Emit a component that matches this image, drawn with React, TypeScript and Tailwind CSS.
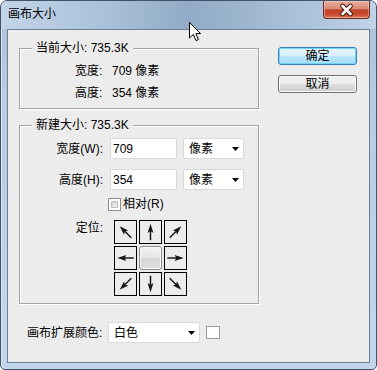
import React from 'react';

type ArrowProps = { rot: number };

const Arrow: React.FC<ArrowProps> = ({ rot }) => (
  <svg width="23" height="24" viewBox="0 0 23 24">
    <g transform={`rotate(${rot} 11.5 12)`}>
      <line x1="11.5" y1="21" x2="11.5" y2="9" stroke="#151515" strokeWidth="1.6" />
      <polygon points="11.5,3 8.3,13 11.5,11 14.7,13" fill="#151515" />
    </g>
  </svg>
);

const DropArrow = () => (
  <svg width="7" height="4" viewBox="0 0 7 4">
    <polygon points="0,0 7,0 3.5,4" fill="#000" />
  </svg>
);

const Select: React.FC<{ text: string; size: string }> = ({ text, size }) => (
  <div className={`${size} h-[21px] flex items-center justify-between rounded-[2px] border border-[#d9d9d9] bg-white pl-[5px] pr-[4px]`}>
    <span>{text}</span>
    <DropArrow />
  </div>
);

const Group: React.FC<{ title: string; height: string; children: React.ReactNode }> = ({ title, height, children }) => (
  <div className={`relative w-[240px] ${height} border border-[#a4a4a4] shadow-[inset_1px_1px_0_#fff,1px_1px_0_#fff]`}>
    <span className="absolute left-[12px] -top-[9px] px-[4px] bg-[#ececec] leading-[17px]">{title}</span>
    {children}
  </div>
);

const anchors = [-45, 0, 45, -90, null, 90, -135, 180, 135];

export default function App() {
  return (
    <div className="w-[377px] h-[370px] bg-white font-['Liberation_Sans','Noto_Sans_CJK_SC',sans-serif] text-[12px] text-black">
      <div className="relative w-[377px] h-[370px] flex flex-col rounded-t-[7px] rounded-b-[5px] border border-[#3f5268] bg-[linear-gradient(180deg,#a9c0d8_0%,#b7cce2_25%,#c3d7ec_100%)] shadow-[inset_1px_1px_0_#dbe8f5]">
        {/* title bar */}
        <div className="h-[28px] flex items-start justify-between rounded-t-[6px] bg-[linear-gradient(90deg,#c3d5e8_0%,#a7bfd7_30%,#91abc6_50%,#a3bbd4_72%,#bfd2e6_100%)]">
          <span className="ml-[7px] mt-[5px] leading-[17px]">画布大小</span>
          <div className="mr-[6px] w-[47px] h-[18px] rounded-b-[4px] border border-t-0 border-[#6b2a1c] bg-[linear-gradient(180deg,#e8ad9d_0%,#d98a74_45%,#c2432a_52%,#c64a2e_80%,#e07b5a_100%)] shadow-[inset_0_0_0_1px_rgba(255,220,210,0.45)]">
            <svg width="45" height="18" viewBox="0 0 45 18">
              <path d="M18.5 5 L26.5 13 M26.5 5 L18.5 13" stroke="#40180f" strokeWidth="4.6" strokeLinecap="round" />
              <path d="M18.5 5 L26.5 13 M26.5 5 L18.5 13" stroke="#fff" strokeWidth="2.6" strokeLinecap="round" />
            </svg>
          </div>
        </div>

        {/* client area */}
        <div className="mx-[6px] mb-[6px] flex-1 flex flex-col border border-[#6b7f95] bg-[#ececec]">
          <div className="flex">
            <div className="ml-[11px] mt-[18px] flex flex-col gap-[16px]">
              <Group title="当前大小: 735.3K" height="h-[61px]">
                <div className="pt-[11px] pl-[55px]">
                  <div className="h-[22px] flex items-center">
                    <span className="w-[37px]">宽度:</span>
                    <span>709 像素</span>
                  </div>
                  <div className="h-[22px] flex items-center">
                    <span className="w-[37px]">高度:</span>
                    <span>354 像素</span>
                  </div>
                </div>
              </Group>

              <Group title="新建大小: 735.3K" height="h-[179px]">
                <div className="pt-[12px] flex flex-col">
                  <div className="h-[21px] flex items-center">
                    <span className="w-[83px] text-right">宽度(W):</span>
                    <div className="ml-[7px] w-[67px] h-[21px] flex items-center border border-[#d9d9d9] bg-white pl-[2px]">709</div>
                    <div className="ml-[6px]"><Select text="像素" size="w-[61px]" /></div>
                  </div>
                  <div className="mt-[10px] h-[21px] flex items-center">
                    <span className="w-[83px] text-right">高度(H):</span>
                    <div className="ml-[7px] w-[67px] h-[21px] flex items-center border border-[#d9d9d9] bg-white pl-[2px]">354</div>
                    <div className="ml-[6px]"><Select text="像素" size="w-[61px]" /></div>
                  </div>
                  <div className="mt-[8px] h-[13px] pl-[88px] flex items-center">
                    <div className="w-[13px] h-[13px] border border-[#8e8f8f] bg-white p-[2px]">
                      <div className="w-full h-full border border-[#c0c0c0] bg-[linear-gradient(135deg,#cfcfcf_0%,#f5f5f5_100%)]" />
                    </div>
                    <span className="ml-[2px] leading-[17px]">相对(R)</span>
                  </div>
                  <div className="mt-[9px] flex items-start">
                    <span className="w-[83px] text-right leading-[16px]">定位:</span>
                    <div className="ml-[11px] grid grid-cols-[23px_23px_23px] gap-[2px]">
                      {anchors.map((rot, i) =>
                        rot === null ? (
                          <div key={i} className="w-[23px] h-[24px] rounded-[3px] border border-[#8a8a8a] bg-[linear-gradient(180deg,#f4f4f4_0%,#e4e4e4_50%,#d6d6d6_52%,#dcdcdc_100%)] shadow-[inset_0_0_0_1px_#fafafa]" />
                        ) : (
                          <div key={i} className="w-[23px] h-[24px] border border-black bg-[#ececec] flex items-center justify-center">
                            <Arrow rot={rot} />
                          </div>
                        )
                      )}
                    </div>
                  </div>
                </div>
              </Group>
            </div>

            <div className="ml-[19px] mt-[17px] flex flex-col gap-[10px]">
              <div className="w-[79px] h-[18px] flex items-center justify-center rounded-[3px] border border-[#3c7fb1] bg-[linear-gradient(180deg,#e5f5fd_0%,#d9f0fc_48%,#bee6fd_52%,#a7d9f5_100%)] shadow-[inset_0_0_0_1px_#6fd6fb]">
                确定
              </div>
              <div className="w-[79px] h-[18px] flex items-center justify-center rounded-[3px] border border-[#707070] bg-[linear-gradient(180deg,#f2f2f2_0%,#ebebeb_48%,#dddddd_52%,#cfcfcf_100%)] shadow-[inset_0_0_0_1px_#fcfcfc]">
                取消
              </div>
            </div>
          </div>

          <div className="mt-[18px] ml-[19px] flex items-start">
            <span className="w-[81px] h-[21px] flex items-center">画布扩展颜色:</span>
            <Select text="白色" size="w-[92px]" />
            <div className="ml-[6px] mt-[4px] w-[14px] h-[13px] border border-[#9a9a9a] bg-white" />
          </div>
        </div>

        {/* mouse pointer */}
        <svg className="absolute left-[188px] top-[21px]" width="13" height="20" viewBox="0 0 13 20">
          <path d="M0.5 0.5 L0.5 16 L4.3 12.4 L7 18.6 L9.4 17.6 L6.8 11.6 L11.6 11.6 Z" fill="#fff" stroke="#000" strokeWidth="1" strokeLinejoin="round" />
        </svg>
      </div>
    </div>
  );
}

# THE EXERCISE:
Repeat the listing above up to and including the line with "-135, 180, 135];", starting from its first line. Drop any pictures.

# TASK RESULT:
Emit a component that matches this image, drawn with React, TypeScript and Tailwind CSS.
import React from 'react';

type ArrowProps = { rot: number };

const Arrow: React.FC<ArrowProps> = ({ rot }) => (
  <svg width="23" height="24" viewBox="0 0 23 24">
    <g transform={`rotate(${rot} 11.5 12)`}>
      <line x1="11.5" y1="21" x2="11.5" y2="9" stroke="#151515" strokeWidth="1.6" />
      <polygon points="11.5,3 8.3,13 11.5,11 14.7,13" fill="#151515" />
    </g>
  </svg>
);

const DropArrow = () => (
  <svg width="7" height="4" viewBox="0 0 7 4">
    <polygon points="0,0 7,0 3.5,4" fill="#000" />
  </svg>
);

const Select: React.FC<{ text: string; size: string }> = ({ text, size }) => (
  <div className={`${size} h-[21px] flex items-center justify-between rounded-[2px] border border-[#d9d9d9] bg-white pl-[5px] pr-[4px]`}>
    <span>{text}</span>
    <DropArrow />
  </div>
);

const Group: React.FC<{ title: string; height: string; children: React.ReactNode }> = ({ title, height, children }) => (
  <div className={`relative w-[240px] ${height} border border-[#a4a4a4] shadow-[inset_1px_1px_0_#fff,1px_1px_0_#fff]`}>
    <span className="absolute left-[12px] -top-[9px] px-[4px] bg-[#ececec] leading-[17px]">{title}</span>
    {children}
  </div>
);

const anchors = [-45, 0, 45, -90, null, 90, -135, 180, 135];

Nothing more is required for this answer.